Emerging from Communist rule: Zátopek’s status restored
Even during his time of reduced status within Communist Czechoslovakia, Zátopek had an international standing that was such that he had continued to receive invitations from overseas. In 1972 he was invited to be a guest at the Munich Olympics and shortly afterwards to the funeral of the legendary Paavo Nurmi in Finland. At first, his employer and the authorities refused but, once it was realised that he was not a defector risk and that there was a propaganda advantage, he was allowed to accept invitations.
He was awarded the Pierre de Coubertin medal (the ‘true spirit of sportsmanship’ medal) in 1975.

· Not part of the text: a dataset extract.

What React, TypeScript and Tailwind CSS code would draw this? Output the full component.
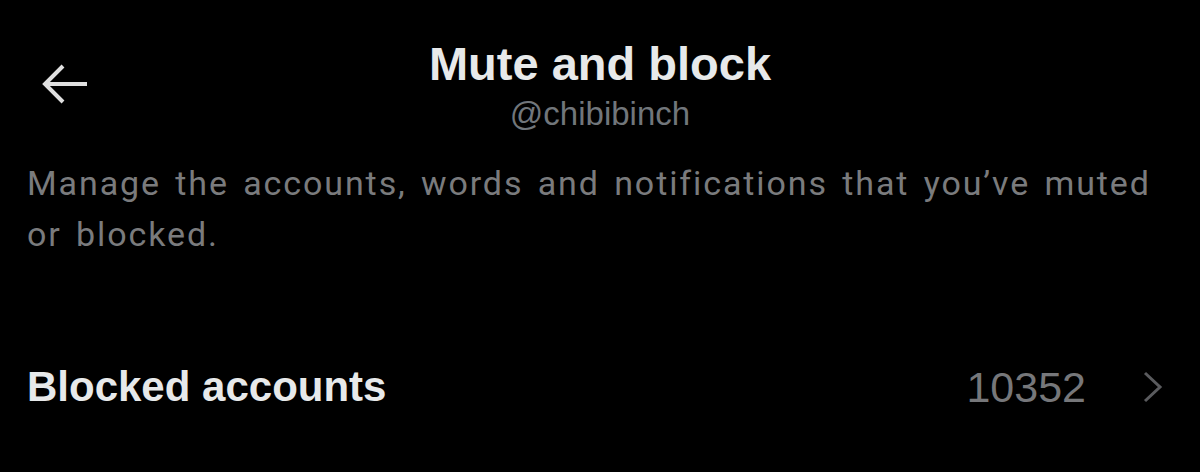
export default function App() {
  return (
    <div className="w-[1200px] h-[472px] bg-black overflow-hidden font-['Liberation_Sans',Arial,sans-serif]">
      <div className="grid grid-cols-[1fr_auto_1fr] items-start pt-[37px]">
        <div className="pl-[41px] pt-[26px]">
          <svg width="48" height="42" viewBox="0 0 48 42" fill="none" stroke="#e0e0e0" strokeWidth="4">
            <path d="M46 21H5" />
            <path d="M22 3 4 21l18 18" />
          </svg>
        </div>
        <div className="flex flex-col items-center">
          <h1 className="text-[47px] leading-[53px] font-bold text-[#e7e9ea]">Mute and block</h1>
          <div className="text-[33px] leading-[40px] text-[#71767b] mt-[4px]">@chibibinch</div>
        </div>
        <div />
      </div>

      <p className="px-[27px] pt-[24px] text-[34px] leading-[51px] tracking-[1.9px] [word-spacing:4px] text-[#7a7b7d] font-['Roboto',sans-serif] pr-[30px]">
        Manage the accounts, words and notifications that you’ve muted or blocked.
      </p>

      <div className="flex items-center justify-between pl-[27px] pr-[36px] pt-[103px]">
        <span className="text-[42px] leading-[48px] font-bold text-[#e7e9ea]">Blocked accounts</span>
        <div className="flex items-center gap-[56px]">
          <span className="text-[43px] leading-[48px] text-[#76777a]">10352</span>
          <svg width="22" height="32" viewBox="0 0 22 32" fill="none" stroke="#5a5b5e" strokeWidth="3">
            <path d="M3 2l15 14L3 30" />
          </svg>
        </div>
      </div>
    </div>
  )
}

Zátopek had been born into modest circumstances and during his life experienced many of the turmoils of his home country: Nazi Invasion, Communist takeover, the Prague Spring and Soviet invasion. Following the collapse of the USSR in the 1990s and the peaceful separation of Czechoslovakia into Czechia and Slovakia, the Czech Republic became a multi-party state. Vaclav Havel, the last president of Czechoslovakia and first president of the Czech Republic, restored Zátopek’s status.
Zátopek died in November 2000. He was accorded a state funeral at Prague’s National Theatre, which was crowded with leading figures from the international sports world including Juan Antonio Samaranch, president of the International Olympic Committee, and and International Amateur Athletic Federation president Lamine Diack, along with members of the Czech Republic government.
In 2012, he was named among the first 12 athletes to be inducted into the International Association of Athletics Federations hall of fame.
Zátopek’s athletics achievements are a matter of record, but it was also his wonderful personality, generous nature and bravery which won him so many friends and admirers around the world. He remains one of the best possible role models for the athletes of today.